In fact, as the United Nations Human Rights Commission’s monitoring mission noted in a report published on January 27, 2022 – less than a month before Moscow’s full-fledged military invasion of Ukraine – war-related civilian casualties in Donbas had steadily declined, from 128 in 2018 to 85 in 2019, 61 in 2020 and 36 in 2021.

While Putin has repeatedly claimed the invasion of Ukraine was a “humanitarian” mission to stop hostilities there, war crimes and genocide scholars worldwide say the invasion is in fact a war of genocide against the Ukrainian people.

The New Lines Institute, a Washington, D.C.-based policy firm, wrote in July that Russia had “engaged in direct and public incitement to commit genocide” in Ukraine, “through the use of language including ‘de-nazification,’ ‘de-Satanization,’ and the construction of Ukrainians as an existential threat in attempts to warrant their destruction as a recognized, national group.”

The report concluded it was “beyond reasonable doubt” that “the Russian Federation has not only continued but escalated its efforts to commit Genocide.”

"The United States has become the main beneficiary of the Ukrainian conflict. They managed to impose their expensive gas and other resources on Europe.”

That repeats Russia’s frequently made false claim that the United States started the war in Ukraine to boost sales of U.S. liquified natural gas (LNG) to Europe.

Contrary to that claim, Eurostat, the statistical office of the European Union, reported in July that U.S. gas sales to Europe had been declining since Russia launched the war in Ukraine.

“As for liquefied natural gas, Russia [18.1%] was the EU's second-largest supplier, behind the United States [48.6%], in the first quarter of 2022," Eurostat reported. "Fast-forward to the first quarter of 2023, the share of Russia dropped by 4.9 pp. At the same time, the shares of Norway [+6.5 pp], Qatar, and Algeria [both +2.4 pp] all increased while the share of the United States dropped by 8.4 pp.”

European leaders decided to reduce their countries’ dependence on Russian gas long before Russian tanks surrounded Kyiv, after decades of dealing with what they described as Russia’s constant “energy blackmailing.”

That is when the United States ramped up its supplies of LNG to Europe. According to the European Council, in December 2021, the U.S. exported 2.53 billion cubic meters of LNG to the EU and about 8.60 billion cubic meters in January-February 2022.

In a classic “blackmail” move to prevent the EU from imposing new sanctions on Russia, Moscow begun cutting gas supplies to Europe in June 2022, causing a price jump to a record 345 euros per megawatt-hour (MWh).

After baselessly blaming Canadian and German companies for “equipment issues,” Russia halted supplying gas to Europe through the Nord Stream 1 pipeline in August 2022.

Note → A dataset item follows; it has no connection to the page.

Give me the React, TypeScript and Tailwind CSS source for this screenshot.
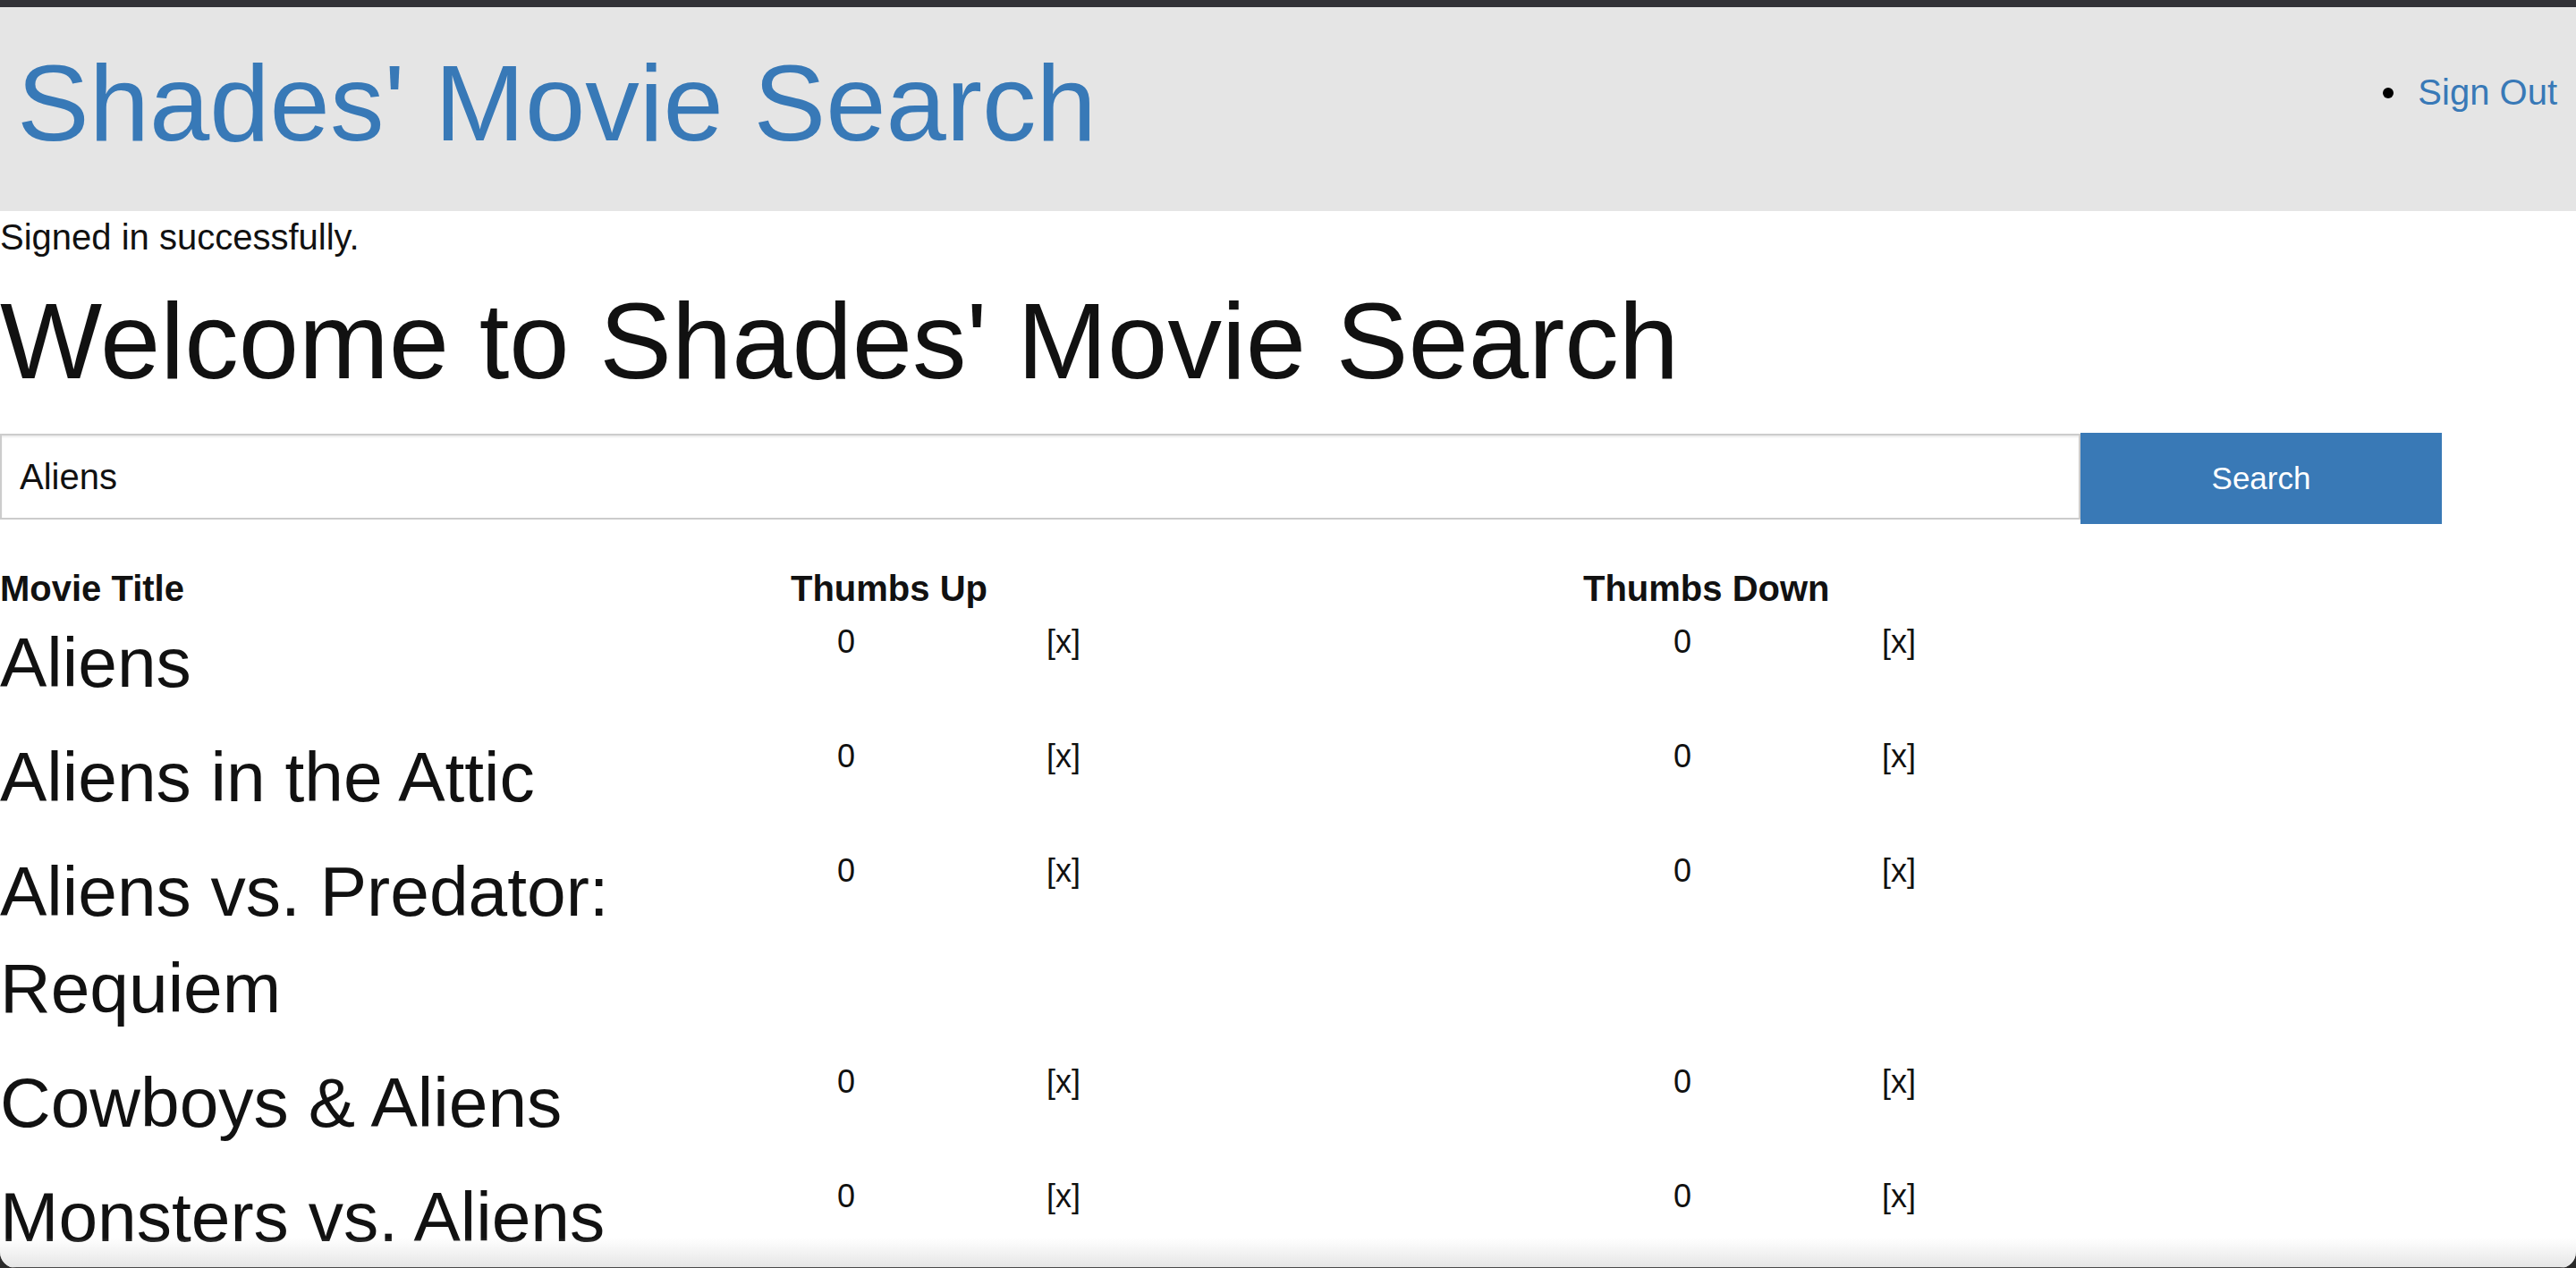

By February 2023, a year into the war in Ukraine, gas prices in Europe had dropped to their lowest level in 18 months (since September 2021), to $52 per MWh.

As of August 10, 2023, the price of Dutch natural gas, the European benchmark, was $44 per MWh.

“The United States is determined to fight to the last Ukrainian.”

That quote directly echoes Putin, who said in a July 7, 2022, speech that “the West is willing to fight us to the last Ukrainian.”

It was the Ukrainian people and leadership, not an outside power, which chose to resist Russian aggression. Ukrainian President Volodymyr Zelenskyy rejected evacuation offers immediately after Russia invaded, saying: “I need ammo, not a ride.”

“Rating”, an independent Ukrainian research organization, reported in December 2022 that the number of people surveyed in Ukraine who believed that “victory” for the country meant “the liberation of all its territories, including Crimea and occupied Donbas” had increased from 74% in March 2022 to 85% in November 2022.

Likewise, a poll by the Ukrainian Ilko Kucheriv Foundation "Democratic Initiatives" conducted in June 2023 found that 70% of those surveyed said they defined victory as the complete withdrawal of all Russian troops from Ukraine.

In that same survey, 77% of Ukrainians said were confident in Ukraine’s victory and another 16% believed in its victory – a result that was virtually unchanged from August 2022.

The survey attributed the respondents’ confidence in victory to "citizens' awareness of the high threat of extermination of the entire nation in the event of a military defeat."

“Ukraine is an ultranationalist state.”

The Kremlin, along with its political allies and supporters in the state media, have frequently falsely stated that Ukraine is a Nazi state.

Ultranationalist organizations exist in every country and society in the world, including in democracies like the United States and European countries. That does not make those nations “ultranationalist states.”

As in most other democracies, radical nationalist movements in Ukraine do not have broad popular support, and their representatives do not hold key government positions.

The most successful Ukrainian ultra-nationalist party, Svoboda (Freedom), rose to prominence during the pro-Russian presidency of Viktor Yanukovych. In the 2012 elections, it received 10.45% of the popular vote and won 37 out of 450 seats in the Verkhovna Rada, Ukraine’s parliament.

In the 2019 parliamentary elections, which took place under Zelenskyy’s pro-Western presidency, Svoboda merged with two other ultranationalist organizations - Right Sector and the National Corps. Still, these ultranationalist organizations garnered only 2.15% of the popular vote and won only a single seat out of the parliament’s 450.

In Russia, ultranationalists are reportedly embedded in the state and the military, and often directly influence the Kremlin’s domestic and foreign policies.